Texas inmate executed for killing Indian in the US
Houston: A 41-year-old man in the US has been executed for killing a convenience store clerk from India during a shooting spree in 2001 that he had said was retaliation for the September 11 terrorist attacks.
Mark Stroman, a Texas death row inmate, shot at least three men he mistook for Arabs in the weeks after the attacks, killing two of them.
He was convicted of killing Vasudev Patel, 49, during the attempted robbery of a convenience store near Dallas in October 2001. He was also charged in the fatal shooting of Waqar Hasan, 46, a Muslim born in Pakistan.
He was executed after the US Supreme Court yesterday rejected a last-minute appeal by one of his victims to save his life.
The lone survivor, Rais Bhuiyan, a native of Bangladesh, had sued to stop the execution, saying his religious beliefs as a Muslim told him to forgive.
Earlier Stroman had said his 2001 Dallas-area shooting rampage was in retaliation for the September 11 terrorist attacks.

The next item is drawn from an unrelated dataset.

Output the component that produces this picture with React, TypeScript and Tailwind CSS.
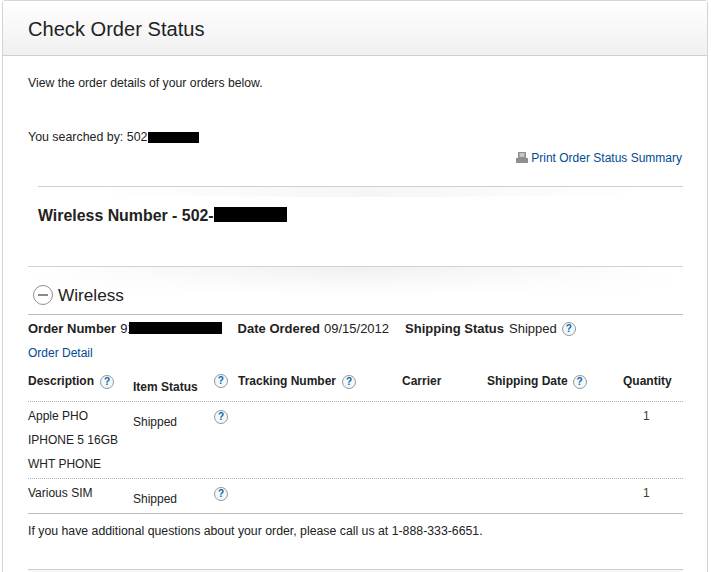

He had described the attacks as a patriotic response to terrorism.
Stroman blamed the shootings on the loss of a sister in the collapse of one of the World Trade Center towers, although prosecutors said in court documents there's no firm evidence she ever existed.
"I wanted those Arabs to feel the same sense of vulnerability and uncertainty on American soil much like the mindset of chaos and bedlam that they were already accustomed to in their home country," he said on a website devoted to his case.
Patel, whose death put stroman on a death row, had moved from India to Texas in 1983, and was a naturalised US citizen.
Stroman described his victims as "perched behind the counter here in the Land of Milk and Honey…this foreigner who's own people had now sought to bring the exact same chaos and bewilderment upon our people and society as they lived in themselves at home and abroad."
But he added he had made a "terrible mistake out of love, grief and anger" and had destroyed his victims' families "out of pure anger and stupidity.
He also said he wanted to spend time with the convict to learn more about why the shootings occurred.
"I'm not the monster the media portrays me," he has said.
Stroman was free on bond for a gun possession arrest during the time of incident.
He had previous convictions for burglary, robbery, theft and credit card abuse, served at least two prison terms and was paroled twice.
Stroman's lethal injection would be the eighth this year in Texas.
At least eight other inmates in the nation's busiest death penalty state have execution dates in the coming weeks.